Dataset content:
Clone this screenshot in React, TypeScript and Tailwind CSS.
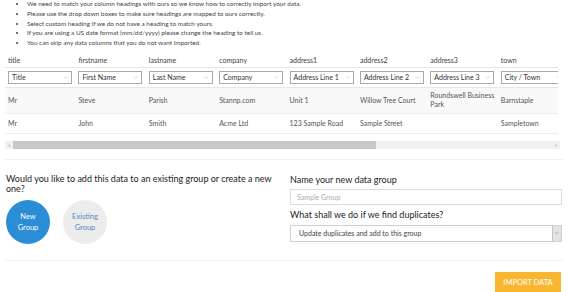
import { ChevronDown } from 'lucide-react';

const notes = [
  'We need to match your column headings with ours so we know how to correctly import your data.',
  'Please use the drop down boxes to make sure headings are mapped to ours correctly.',
  'Select custom heading if we do not have a heading to match yours.',
  'If you are using a US date format (mm/dd/yyyy) please change the heading to tell us.',
  'You can skip any data columns that you do not want imported.',
];

const columns = [
  { key: 'title', mapped: 'Title' },
  { key: 'firstname', mapped: 'First Name' },
  { key: 'lastname', mapped: 'Last Name' },
  { key: 'company', mapped: 'Company' },
  { key: 'address1', mapped: 'Address Line 1' },
  { key: 'address2', mapped: 'Address Line 2' },
  { key: 'address3', mapped: 'Address Line 3' },
  { key: 'town', mapped: 'City / Town' },
];

const rows = [
  ['Mr', 'Steve', 'Parish', 'Stannp.com', 'Unit 1', 'Willow Tree Court', 'Roundswell Business Park', 'Barnstaple'],
  ['Mr', 'John', 'Smith', 'Acme Ltd', '123 Sample Road', 'Sample Street', '', 'Sampletown'],
];

const MapSelect = ({ label }: { label: string }) => (
  <div className="w-[64px] h-[13px] border border-[#a9a9a9] bg-white flex items-center justify-between pl-[3px] pr-[2px]">
    <span className="text-[7px] text-[#333] whitespace-nowrap leading-none">{label}</span>
    <ChevronDown size={7} strokeWidth={1.5} className="text-[#aaa]" />
  </div>
);

export default function App() {
  return (
    <div className="w-[568px] h-[292px] overflow-hidden bg-white font-['Lato','Open_Sans',sans-serif] text-[#333]">
      {/* Instructions */}
      <ul className="list-disc pl-[27px] -mt-[1px] text-[6.4px] leading-[9.75px] text-[#444]">
        {notes.map((n) => (
          <li key={n}>{n}</li>
        ))}
      </ul>

      {/* Column mapping table */}
      <div className="ml-[5px] mt-[5px] w-[553px] overflow-hidden">
        <div className="w-[700px]">
          <div className="flex h-[15px] items-center border-b border-[#e6e6e6]">
            {columns.map((c) => (
              <div key={c.key} className="w-[70.4px] shrink-0 pl-[3px] text-[7px] text-[#444]">
                {c.key}
              </div>
            ))}
          </div>
          <div className="flex h-[20px] items-center border-b border-[#e6e6e6]">
            {columns.map((c) => (
              <div key={c.key} className="w-[70.4px] shrink-0 pl-[3px]">
                <MapSelect label={c.mapped} />
              </div>
            ))}
          </div>
          {rows.map((r, i) => (
            <div
              key={i}
              className={`flex items-center border-b border-[#eeeeee] ${i === 0 ? 'h-[26px] bg-[#f9f9f9]' : 'h-[20px]'}`}
            >
              {r.map((v, j) => (
                <div key={j} className="w-[70.4px] shrink-0 pl-[3px] text-[7px] leading-[9px] text-[#555]">
                  {v}
                </div>
              ))}
            </div>
          ))}
        </div>
      </div>

      {/* Horizontal scrollbar */}
      <div className="ml-[5px] mt-[7px] w-[555px] h-[8px] flex items-center bg-[#f1f1f1]">
        <span className="w-[8px] text-center text-[6px] leading-none text-[#666]">‹</span>
        <div className="flex-1 h-full">
          <div className="w-[363px] h-full bg-[#c8c8c8]" />
        </div>
        <span className="w-[8px] text-center text-[6px] leading-none text-[#666]">›</span>
      </div>

      <div className="mx-[5px] mt-[10px] border-t border-[#efefef]" />

      {/* Group options */}
      <div className="flex mt-[14px] h-[84px]">
        <div className="w-[279px] ml-[6px]">
          <p className="text-[9px] leading-[10.5px] text-[#222]">
            Would you like to add this data to an existing group or create a new one?
          </p>
          <div className="flex gap-[13px] mt-[5px]">
            <button className="w-[44px] h-[44px] rounded-full bg-[#2a8dd6] text-white text-[7.5px] leading-[11px]">
              New
              <br />
              Group
            </button>
            <button className="w-[44px] h-[44px] rounded-full bg-[#ececec] text-[#5a86bd] text-[7.5px] leading-[11px]">
              Existing
              <br />
              Group
            </button>
          </div>
        </div>
        <div className="ml-[5px] w-[272px]">
          <p className="text-[9px] leading-[11px] text-[#222]">Name your new data group</p>
          <div className="mt-[4px] h-[16px] border border-[#dcdcdc] flex items-center pl-[6px] text-[7px] text-[#aaa]">
            Sample Group
          </div>
          <p className="mt-[4px] text-[9px] leading-[11px] text-[#222]">
            What shall we do if we find duplicates?
          </p>
          <div className="mt-[5px] h-[17px] border border-[#cfcfcf] flex items-center justify-between pl-[8px]">
            <span className="text-[7px] text-[#444]">Update duplicates and add to this group</span>
            <span className="w-[9px] h-full bg-[#e3e3e3] border-l border-[#c4c4c4] flex items-center justify-center">
              <ChevronDown size={6} strokeWidth={2} className="text-[#777]" />
            </span>
          </div>
        </div>
      </div>

      <div className="mx-[5px] mt-[2px] border-t border-[#f0f0f0]" />

      <div className="flex justify-end mt-[11px] mr-[7px]">
        <button className="w-[66px] h-[21px] bg-[#f9b630] text-white text-[7.5px] uppercase">Import data</button>
      </div>
    </div>
  );
}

What to produce:
Search the data above for the string "this" and copy each line that has it.

Answer:
Clone this screenshot in React, TypeScript and Tailwind CSS.
            Would you like to add this data to an existing group or create a new one?
            <span className="text-[7px] text-[#444]">Update duplicates and add to this group</span>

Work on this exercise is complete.